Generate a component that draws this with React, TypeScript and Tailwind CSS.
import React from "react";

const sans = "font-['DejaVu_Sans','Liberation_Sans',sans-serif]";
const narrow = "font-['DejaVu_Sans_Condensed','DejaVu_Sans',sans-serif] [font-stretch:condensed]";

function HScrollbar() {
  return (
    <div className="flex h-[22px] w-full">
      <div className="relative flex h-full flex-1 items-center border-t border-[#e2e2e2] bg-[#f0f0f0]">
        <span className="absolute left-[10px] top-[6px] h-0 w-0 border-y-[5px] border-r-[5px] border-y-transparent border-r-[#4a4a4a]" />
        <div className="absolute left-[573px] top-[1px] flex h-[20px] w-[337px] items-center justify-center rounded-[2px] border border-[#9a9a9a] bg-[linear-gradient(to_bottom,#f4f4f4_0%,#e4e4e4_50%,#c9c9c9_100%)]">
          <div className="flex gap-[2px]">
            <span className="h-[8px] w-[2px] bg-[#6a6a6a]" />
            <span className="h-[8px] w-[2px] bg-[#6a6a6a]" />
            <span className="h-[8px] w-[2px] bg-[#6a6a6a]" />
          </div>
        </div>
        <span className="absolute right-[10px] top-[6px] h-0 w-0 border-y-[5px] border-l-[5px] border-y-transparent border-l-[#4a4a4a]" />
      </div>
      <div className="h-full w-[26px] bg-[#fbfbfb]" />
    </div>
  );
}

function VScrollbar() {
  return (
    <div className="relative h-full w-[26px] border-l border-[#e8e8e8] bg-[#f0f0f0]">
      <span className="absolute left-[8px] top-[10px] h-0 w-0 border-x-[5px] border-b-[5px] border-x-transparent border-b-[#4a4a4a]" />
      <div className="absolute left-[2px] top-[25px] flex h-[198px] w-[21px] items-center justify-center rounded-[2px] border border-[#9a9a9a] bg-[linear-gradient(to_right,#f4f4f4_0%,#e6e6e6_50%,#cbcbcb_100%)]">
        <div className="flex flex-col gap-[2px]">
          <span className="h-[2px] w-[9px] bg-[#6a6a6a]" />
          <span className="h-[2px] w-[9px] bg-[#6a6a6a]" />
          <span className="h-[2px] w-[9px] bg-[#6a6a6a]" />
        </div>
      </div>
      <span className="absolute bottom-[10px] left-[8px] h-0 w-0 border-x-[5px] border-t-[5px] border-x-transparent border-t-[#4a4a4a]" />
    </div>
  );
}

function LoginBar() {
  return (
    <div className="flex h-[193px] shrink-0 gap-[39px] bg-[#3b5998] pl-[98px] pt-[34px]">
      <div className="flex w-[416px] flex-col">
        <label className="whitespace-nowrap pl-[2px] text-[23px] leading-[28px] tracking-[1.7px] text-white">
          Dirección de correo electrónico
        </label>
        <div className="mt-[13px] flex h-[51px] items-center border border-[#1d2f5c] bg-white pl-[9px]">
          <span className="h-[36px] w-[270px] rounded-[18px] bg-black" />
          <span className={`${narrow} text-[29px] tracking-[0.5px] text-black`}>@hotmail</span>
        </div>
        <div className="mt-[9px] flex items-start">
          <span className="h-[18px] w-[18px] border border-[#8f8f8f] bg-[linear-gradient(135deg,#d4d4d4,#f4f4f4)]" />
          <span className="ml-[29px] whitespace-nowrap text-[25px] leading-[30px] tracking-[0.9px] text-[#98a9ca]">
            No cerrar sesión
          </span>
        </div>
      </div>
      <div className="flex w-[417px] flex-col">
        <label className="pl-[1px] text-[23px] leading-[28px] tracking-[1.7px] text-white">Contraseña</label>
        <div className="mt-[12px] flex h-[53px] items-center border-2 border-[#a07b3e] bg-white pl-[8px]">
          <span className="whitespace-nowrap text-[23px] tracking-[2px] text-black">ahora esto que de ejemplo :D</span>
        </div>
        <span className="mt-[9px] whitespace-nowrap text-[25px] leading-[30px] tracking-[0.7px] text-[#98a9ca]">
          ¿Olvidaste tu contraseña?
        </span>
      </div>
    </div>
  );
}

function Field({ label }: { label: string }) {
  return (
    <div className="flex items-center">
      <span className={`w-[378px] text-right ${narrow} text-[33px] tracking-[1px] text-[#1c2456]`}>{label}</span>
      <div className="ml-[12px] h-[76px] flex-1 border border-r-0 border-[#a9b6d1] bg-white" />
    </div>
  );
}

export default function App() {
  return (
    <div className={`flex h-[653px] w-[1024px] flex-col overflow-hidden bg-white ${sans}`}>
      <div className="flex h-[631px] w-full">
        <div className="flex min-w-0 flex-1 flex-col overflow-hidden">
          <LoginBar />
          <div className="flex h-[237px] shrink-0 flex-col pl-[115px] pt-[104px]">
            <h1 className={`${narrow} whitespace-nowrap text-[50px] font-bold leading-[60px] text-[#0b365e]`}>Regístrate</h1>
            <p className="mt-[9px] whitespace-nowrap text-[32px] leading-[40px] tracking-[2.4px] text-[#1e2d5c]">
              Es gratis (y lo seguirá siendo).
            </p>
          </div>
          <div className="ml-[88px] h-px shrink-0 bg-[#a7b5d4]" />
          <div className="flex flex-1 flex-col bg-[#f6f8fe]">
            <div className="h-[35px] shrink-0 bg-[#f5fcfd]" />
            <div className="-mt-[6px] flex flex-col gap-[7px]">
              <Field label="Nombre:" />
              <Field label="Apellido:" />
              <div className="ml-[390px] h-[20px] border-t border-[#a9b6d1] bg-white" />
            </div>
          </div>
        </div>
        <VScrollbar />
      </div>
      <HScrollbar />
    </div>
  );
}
——
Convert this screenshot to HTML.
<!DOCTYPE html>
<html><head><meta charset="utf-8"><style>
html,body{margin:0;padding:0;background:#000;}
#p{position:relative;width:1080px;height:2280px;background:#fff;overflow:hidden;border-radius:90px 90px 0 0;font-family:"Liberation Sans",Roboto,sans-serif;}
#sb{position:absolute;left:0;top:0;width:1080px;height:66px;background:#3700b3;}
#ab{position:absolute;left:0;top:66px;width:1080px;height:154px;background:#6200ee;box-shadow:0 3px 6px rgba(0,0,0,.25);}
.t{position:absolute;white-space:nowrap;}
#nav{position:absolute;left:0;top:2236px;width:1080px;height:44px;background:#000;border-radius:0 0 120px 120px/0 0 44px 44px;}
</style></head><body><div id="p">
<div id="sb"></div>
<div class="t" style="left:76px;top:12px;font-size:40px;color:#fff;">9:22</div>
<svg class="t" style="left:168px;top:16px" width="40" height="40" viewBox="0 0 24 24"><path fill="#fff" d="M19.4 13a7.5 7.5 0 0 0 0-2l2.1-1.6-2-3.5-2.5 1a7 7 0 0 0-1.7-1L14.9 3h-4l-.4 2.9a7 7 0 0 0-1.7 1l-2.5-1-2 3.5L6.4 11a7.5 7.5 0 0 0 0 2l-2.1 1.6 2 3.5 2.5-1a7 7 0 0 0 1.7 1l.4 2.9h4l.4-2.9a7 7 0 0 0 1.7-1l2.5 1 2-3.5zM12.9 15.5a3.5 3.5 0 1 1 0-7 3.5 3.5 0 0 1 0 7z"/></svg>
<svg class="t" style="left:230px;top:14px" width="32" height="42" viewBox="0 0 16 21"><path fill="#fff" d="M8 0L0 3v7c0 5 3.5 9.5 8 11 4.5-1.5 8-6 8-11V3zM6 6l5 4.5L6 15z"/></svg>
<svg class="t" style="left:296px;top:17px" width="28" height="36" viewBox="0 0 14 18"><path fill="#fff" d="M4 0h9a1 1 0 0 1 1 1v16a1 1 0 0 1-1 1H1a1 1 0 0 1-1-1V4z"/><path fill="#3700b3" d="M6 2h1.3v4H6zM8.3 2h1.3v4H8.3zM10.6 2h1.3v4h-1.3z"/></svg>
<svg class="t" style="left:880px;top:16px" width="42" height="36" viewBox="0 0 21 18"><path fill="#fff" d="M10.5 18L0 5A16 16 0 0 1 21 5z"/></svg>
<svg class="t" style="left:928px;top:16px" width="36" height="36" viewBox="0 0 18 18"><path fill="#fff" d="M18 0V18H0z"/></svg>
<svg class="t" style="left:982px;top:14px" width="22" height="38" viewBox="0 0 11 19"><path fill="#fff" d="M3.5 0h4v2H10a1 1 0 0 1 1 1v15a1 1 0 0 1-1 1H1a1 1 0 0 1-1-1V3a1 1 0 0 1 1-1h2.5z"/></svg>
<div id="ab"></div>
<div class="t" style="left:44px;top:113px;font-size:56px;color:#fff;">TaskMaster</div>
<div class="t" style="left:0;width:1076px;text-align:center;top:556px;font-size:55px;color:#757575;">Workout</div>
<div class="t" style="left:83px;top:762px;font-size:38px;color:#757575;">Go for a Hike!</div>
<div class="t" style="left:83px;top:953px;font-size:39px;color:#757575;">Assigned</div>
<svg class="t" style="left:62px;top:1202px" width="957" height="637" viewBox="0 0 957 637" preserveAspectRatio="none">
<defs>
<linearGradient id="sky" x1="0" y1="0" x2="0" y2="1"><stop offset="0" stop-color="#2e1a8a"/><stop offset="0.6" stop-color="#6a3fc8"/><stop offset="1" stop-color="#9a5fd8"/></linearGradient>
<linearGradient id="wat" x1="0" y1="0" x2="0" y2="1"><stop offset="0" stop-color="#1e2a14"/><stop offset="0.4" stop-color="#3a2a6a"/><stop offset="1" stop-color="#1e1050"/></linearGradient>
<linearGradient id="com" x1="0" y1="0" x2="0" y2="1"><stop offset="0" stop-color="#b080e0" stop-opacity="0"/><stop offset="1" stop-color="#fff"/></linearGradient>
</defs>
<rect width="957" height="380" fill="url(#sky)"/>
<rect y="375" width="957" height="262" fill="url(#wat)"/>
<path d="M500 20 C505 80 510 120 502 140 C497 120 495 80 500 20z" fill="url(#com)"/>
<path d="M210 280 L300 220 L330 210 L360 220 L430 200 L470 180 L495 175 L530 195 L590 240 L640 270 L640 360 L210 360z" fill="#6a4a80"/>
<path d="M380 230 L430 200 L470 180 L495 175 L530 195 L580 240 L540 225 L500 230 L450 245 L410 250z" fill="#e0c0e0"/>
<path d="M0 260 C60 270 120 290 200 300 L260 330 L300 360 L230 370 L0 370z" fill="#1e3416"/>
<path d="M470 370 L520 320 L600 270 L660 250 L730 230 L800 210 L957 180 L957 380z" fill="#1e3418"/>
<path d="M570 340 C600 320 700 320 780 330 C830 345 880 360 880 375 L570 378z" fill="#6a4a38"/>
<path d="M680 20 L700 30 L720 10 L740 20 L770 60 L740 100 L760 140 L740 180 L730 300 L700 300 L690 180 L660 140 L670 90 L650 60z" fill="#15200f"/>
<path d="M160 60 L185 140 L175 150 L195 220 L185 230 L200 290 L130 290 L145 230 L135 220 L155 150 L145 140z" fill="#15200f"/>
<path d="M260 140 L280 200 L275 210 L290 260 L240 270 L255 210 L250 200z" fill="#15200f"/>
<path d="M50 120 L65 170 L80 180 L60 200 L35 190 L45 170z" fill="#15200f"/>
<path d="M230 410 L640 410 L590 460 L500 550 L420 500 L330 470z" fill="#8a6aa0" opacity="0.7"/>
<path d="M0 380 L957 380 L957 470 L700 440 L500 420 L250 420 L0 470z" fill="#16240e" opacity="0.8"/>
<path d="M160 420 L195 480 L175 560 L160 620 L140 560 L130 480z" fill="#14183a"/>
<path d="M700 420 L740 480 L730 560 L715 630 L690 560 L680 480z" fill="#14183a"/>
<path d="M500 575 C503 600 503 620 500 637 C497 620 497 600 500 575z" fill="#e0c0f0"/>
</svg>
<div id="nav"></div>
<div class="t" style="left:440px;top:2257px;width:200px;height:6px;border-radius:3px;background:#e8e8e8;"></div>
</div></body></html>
——
**Problem to solve:**
Extract from the listing above the lines between the line containing "Generate a component" and the line containing "import React from", keeping both of those lines. Output nothing else.

**Correct result:**
Generate a component that draws this with React, TypeScript and Tailwind CSS.
import React from "react";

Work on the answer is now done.